**WHAT IS ASKED:** Copy out all lines with the word "React" in them.
* * * * * * *
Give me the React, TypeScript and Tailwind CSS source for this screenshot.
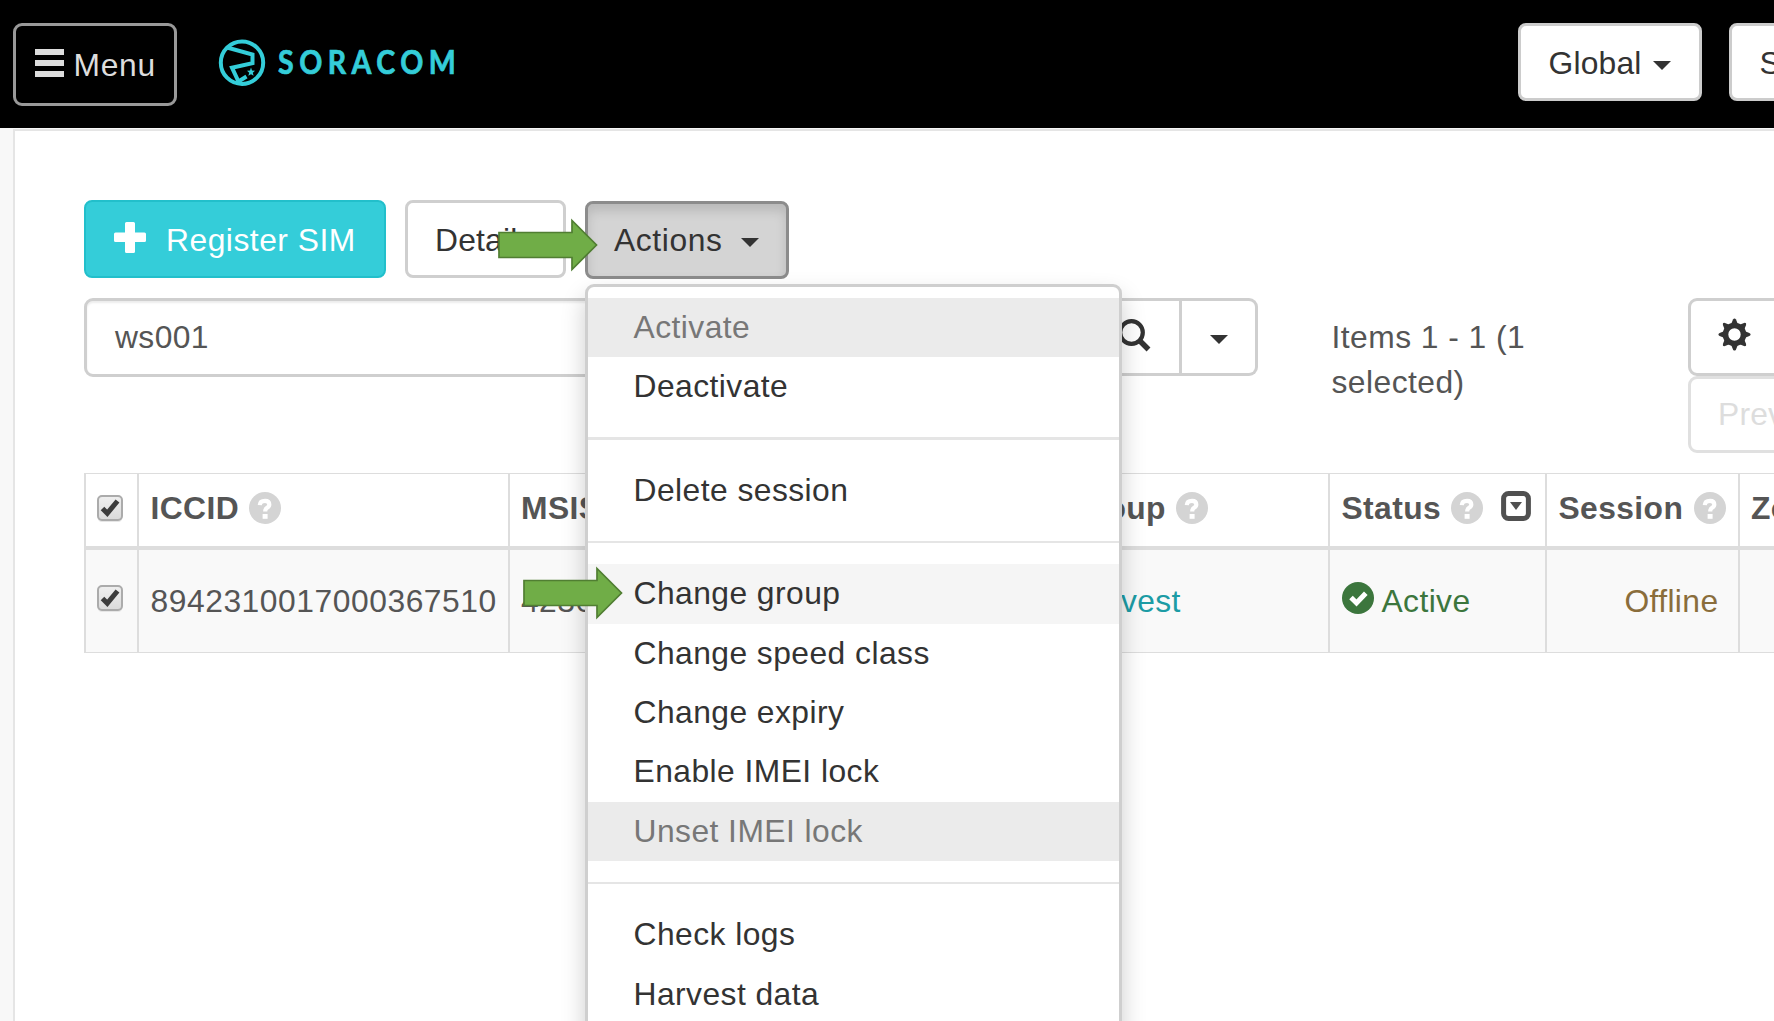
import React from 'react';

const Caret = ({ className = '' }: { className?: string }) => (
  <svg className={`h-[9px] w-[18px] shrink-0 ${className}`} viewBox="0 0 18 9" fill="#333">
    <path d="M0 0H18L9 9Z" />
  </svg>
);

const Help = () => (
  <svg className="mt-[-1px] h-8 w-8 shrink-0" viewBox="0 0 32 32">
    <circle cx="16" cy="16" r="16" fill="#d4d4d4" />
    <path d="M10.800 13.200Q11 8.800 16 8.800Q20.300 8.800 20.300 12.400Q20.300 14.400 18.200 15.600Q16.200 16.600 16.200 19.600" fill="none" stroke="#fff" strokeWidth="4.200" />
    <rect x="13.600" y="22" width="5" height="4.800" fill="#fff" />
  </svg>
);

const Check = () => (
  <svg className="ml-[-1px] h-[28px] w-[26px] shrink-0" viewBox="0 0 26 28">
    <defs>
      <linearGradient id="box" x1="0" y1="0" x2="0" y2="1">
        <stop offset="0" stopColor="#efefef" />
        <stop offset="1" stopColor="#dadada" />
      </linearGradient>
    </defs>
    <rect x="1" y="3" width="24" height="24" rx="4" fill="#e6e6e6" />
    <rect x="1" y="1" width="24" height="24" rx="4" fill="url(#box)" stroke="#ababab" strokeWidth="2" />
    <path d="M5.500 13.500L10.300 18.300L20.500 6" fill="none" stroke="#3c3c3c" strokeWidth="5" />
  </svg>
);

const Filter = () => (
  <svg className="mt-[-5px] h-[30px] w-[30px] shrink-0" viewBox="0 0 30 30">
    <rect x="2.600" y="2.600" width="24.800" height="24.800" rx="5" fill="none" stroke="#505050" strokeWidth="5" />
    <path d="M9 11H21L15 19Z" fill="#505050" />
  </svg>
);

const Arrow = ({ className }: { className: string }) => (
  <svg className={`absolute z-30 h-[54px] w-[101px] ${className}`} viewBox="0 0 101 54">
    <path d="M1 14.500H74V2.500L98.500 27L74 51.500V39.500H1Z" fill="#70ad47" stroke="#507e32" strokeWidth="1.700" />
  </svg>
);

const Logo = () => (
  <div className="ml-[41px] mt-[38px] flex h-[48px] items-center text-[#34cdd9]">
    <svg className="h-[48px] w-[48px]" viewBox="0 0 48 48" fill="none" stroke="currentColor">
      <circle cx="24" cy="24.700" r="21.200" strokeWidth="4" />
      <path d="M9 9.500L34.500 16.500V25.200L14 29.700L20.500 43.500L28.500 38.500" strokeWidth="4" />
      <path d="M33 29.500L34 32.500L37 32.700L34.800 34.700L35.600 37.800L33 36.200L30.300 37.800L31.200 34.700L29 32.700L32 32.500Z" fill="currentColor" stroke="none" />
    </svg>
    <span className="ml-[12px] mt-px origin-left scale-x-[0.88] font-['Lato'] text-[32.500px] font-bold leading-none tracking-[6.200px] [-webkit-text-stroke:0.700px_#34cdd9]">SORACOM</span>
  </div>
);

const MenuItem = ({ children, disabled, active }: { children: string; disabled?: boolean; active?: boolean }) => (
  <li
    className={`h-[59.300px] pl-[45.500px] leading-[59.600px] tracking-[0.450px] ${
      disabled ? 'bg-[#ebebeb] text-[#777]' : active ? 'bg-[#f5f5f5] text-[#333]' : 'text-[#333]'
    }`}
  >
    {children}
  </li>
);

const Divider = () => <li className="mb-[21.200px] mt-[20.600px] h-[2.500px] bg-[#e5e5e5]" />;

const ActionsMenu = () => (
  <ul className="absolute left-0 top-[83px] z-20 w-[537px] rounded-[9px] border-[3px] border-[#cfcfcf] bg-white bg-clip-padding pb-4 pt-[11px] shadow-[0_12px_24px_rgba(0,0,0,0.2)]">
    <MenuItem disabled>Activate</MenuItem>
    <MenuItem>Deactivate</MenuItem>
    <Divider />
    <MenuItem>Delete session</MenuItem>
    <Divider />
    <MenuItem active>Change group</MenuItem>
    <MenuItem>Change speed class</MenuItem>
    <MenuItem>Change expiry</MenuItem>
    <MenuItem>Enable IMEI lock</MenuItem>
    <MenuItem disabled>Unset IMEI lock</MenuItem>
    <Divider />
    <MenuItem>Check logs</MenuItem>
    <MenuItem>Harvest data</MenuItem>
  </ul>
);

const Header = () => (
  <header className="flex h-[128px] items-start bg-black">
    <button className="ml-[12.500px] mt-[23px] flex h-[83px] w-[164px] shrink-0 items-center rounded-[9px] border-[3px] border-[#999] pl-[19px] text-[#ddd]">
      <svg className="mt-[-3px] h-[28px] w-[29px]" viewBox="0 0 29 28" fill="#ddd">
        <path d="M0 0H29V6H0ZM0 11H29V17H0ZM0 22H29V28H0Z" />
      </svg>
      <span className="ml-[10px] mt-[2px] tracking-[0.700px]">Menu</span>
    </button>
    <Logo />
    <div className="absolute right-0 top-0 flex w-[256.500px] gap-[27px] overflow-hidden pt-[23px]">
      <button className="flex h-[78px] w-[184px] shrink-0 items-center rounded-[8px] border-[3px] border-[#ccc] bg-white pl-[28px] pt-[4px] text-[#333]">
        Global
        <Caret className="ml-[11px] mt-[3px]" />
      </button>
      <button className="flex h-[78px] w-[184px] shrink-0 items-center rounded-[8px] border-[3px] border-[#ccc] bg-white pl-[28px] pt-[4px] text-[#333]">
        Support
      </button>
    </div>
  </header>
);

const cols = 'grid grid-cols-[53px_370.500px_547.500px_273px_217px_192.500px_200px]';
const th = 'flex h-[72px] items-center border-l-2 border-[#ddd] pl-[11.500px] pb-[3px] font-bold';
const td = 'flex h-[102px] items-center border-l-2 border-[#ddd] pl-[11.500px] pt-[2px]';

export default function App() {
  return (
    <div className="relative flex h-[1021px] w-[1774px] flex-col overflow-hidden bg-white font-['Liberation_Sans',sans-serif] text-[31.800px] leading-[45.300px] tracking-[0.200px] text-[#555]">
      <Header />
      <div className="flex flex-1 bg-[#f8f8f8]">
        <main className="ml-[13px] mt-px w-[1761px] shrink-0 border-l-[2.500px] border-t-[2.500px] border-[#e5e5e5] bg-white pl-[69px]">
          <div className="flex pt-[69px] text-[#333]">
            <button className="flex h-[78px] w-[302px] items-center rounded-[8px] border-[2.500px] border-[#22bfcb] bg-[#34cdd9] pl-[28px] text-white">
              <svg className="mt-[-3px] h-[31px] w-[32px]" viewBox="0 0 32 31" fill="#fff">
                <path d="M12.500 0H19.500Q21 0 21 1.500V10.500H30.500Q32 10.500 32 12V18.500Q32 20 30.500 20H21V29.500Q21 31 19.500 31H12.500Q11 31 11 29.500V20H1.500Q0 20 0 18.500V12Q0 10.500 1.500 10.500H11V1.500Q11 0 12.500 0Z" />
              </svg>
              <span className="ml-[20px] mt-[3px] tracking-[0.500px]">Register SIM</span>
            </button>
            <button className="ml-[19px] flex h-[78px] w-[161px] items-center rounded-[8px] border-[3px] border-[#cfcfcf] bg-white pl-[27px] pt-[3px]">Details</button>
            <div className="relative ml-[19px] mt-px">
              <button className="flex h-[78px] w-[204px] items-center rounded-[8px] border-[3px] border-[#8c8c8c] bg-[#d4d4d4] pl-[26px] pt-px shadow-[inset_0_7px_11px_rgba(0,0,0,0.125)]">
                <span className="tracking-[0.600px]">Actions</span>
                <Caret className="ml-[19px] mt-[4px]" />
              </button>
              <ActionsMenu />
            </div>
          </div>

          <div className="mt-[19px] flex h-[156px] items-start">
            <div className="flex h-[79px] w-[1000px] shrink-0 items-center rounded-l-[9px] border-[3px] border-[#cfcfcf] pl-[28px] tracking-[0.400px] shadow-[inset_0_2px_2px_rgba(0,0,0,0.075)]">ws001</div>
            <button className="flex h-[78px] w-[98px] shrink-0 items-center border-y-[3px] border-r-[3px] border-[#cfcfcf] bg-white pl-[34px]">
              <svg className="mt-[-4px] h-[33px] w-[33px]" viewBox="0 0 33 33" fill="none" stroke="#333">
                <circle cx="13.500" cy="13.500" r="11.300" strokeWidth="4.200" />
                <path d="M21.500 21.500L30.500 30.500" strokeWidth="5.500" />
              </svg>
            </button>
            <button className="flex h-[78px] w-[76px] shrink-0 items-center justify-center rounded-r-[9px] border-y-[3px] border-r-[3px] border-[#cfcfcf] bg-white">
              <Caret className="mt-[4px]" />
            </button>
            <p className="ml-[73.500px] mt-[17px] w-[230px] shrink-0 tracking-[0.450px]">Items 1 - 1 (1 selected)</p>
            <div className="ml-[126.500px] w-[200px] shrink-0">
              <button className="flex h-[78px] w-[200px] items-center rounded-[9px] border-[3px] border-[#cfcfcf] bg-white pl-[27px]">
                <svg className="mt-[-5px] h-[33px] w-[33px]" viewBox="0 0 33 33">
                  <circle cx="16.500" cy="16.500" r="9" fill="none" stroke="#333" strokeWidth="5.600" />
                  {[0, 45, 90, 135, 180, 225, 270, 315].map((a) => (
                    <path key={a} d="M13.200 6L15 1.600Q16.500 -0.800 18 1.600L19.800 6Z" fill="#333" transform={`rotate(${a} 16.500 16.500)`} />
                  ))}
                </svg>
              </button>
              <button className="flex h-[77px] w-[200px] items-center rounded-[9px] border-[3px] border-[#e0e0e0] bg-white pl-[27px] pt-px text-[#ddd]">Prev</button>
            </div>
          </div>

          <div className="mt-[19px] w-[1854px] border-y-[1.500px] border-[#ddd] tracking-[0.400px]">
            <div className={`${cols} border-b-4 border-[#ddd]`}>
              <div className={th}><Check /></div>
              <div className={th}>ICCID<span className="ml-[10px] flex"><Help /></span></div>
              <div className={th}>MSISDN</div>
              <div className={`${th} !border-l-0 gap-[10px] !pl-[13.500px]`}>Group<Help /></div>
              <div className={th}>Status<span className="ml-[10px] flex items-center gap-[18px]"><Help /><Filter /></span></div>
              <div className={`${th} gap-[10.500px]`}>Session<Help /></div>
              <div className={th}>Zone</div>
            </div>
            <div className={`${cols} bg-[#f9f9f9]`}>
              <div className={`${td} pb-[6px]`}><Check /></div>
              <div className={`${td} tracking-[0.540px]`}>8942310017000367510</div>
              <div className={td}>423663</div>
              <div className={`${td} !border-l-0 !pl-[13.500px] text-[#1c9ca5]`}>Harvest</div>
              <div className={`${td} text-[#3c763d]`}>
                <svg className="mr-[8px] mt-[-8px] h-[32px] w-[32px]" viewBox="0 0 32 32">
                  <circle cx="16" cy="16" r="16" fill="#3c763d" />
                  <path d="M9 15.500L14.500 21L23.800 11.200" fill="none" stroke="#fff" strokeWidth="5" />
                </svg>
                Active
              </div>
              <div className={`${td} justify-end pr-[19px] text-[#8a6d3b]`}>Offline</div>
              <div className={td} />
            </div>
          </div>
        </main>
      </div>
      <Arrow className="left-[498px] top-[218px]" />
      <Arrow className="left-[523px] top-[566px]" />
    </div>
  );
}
* * * * * * *
**RESULT BELOW:**
Give me the React, TypeScript and Tailwind CSS source for this screenshot.
import React from 'react';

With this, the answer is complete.